Worst: Joe Rodon (-10) One of 23 ever-presents in the Premier League, but the only one foolish enough to play for Leeds.

Liverpool

Worst: Florian Wirtz (-4) It is only by virtue of having played more minutes that Wirtz edges ahead of Conor Bradley and Giorgio Mamardashvili, which neatly underlines how Liverpool have struggled to replace key players in net and at right-back. But those numbers are particularly stark for nine-figure signing Wirtz, who still awaits his first Premier League goal or assist.

Manchester City

Best: Jeremy Doku (+16) Manchester City have not lost a Premier League game Doku has started since March. Liverpool felt the Belgian’s entire wrath and the only players in Europe’s top five leagues with a better personal goal difference all turn out for Bayern Munich.

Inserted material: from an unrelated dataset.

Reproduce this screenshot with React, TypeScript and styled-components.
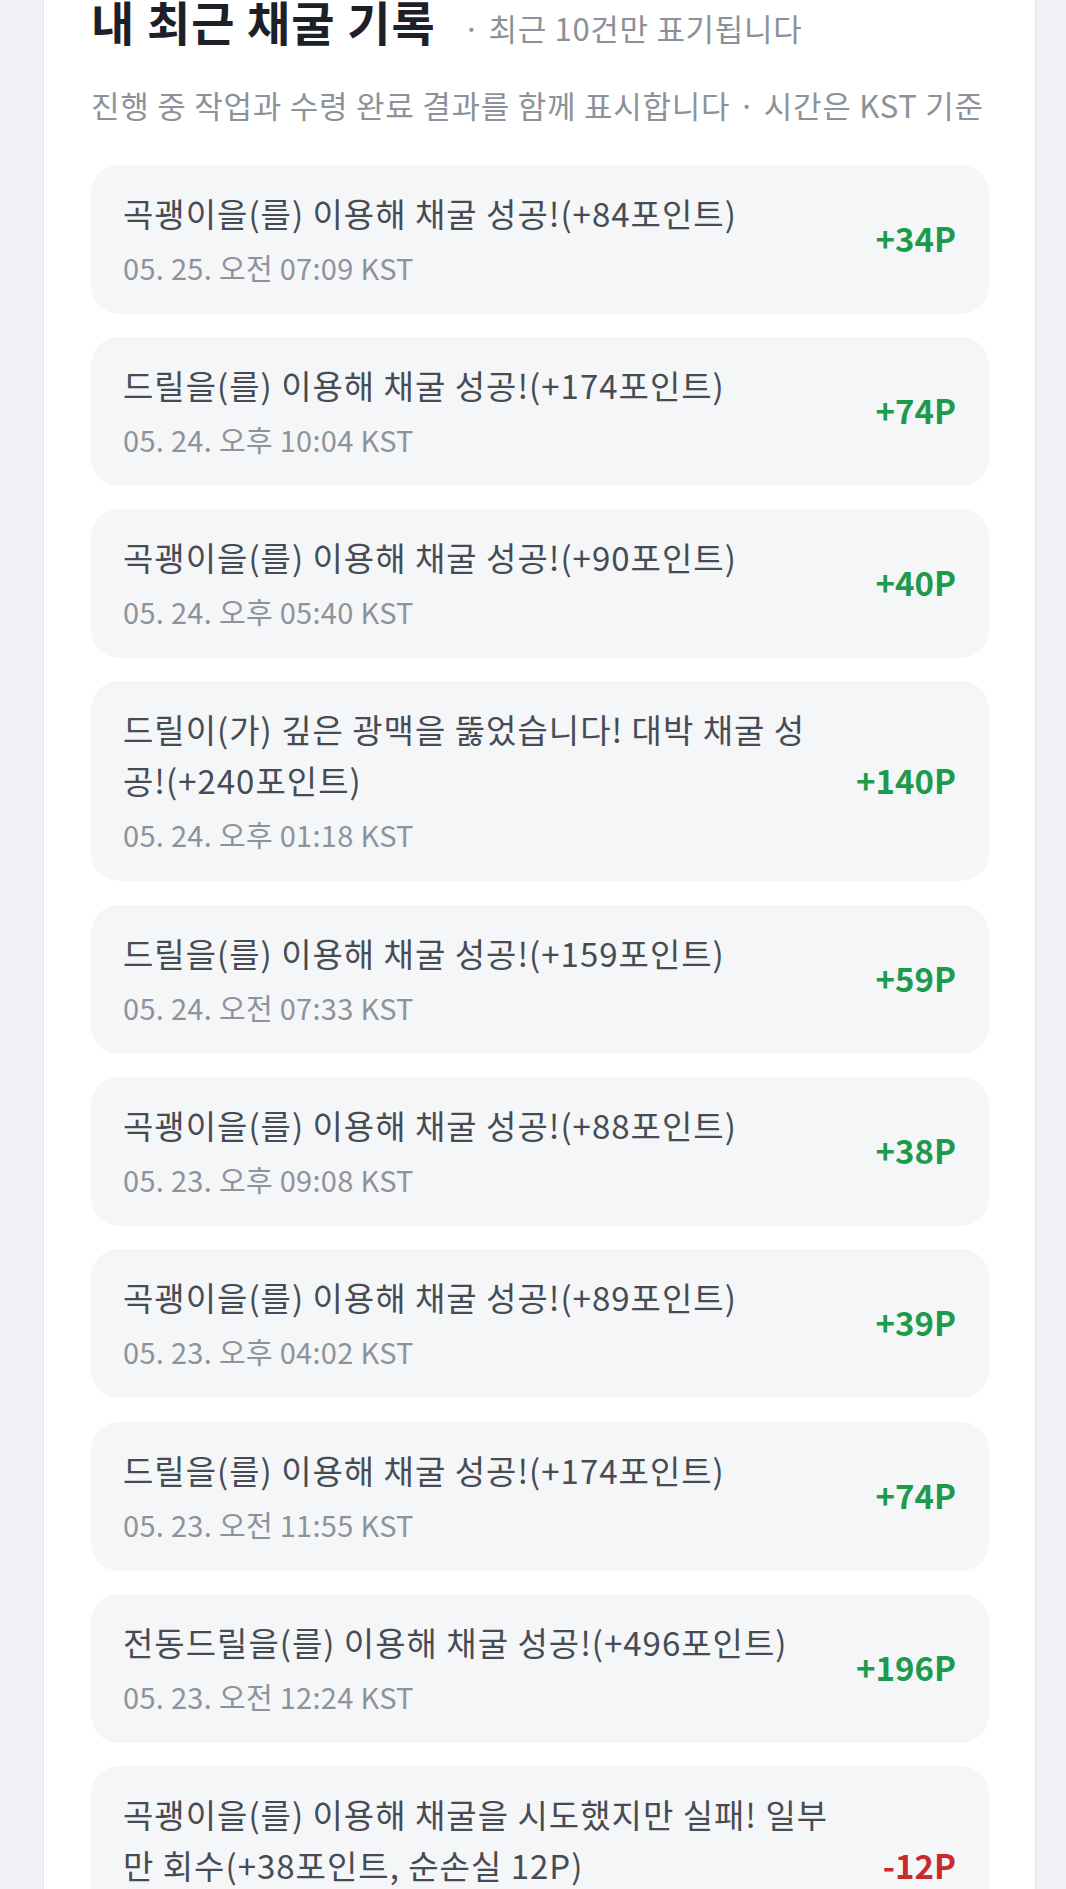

Worst: John Stones (-1) “The club will decide what is best for John, we will see how he performs,” said Pep Guardiola of a player who “has not had the consistency” in terms of game time due to injuries. And it has shown.

Manchester United

Best: Casemiro (+8) The football undeniably left him but has emphatically returned. The only defeat Manchester United have suffered with Casemiro starting this season was on the opening weekend against Arsenal.

Worst: Manuel Ugarte (-7) That is a remarkable swing which emphasises the significant drop-off in quality between the club’s two foremost holding midfielders. Ugarte – and more specifically Ruben Amorim’s insistence on leaning on the Uruguayan as a perennial substitute – has become one of Manchester United’s biggest problems.

Newcastle

Best: Jacob Murphy (+2) There might be no better, more effective or important Newcastle player than the one Rafael Benitez signed from the Championship eight years ago. And that is damning, no less so because…

Worst: Anthony Elanga (-5) It does feel like £55m should buy you really rather a lot more. The lack of competition at that price point always was a bit of a red flag.

Nottingham Forest

Best: Taiwo Awoniyi (+1) Labelled “a bit of an unsung hero at times” by Sean Dyche, that could be a union which brings the best out of Awoniyi again.

Worst: Matz Sels, Nico Williams, Nikola Milenkovic and Elliot Anderson (-10) Four ever-presents largely paying for the crimes of Evangelos Marinakis and Ange Postecoglou. Of course one of them is a legitimate £100m talent.

Sunderland

Best: Dan Ballard (+6) That just feels right for 2025’s Radhi Jaidi.

Worst: Jenson Seelt (-2) That’s a fairly harsh reflection of a player who went off through injury at 0-0 of a 3-0 thrashing of West Ham, then played the majority of a 2-0 defeat to Burnley before leaving for Wolfsburg on loan.

Spurs

Best: Guglielmo Vicario (+9) Some doubts remain but Gary Neville reckons “the goalkeeper looks a lot better” and “more solid than he has been” recently.

West Ham

Best: Callum Wilson (+1) West Ham have won two of the three Premier League games Wilson has started this season. Nuno Espirito Santo has seen the light.

Worst: Max Kilman and Jarrod Bowen (-10) Two players whose standing with the West Ham fanbase is pretty much diametrically opposed, but still the Hammers persist with the clearly detrimental Bowen.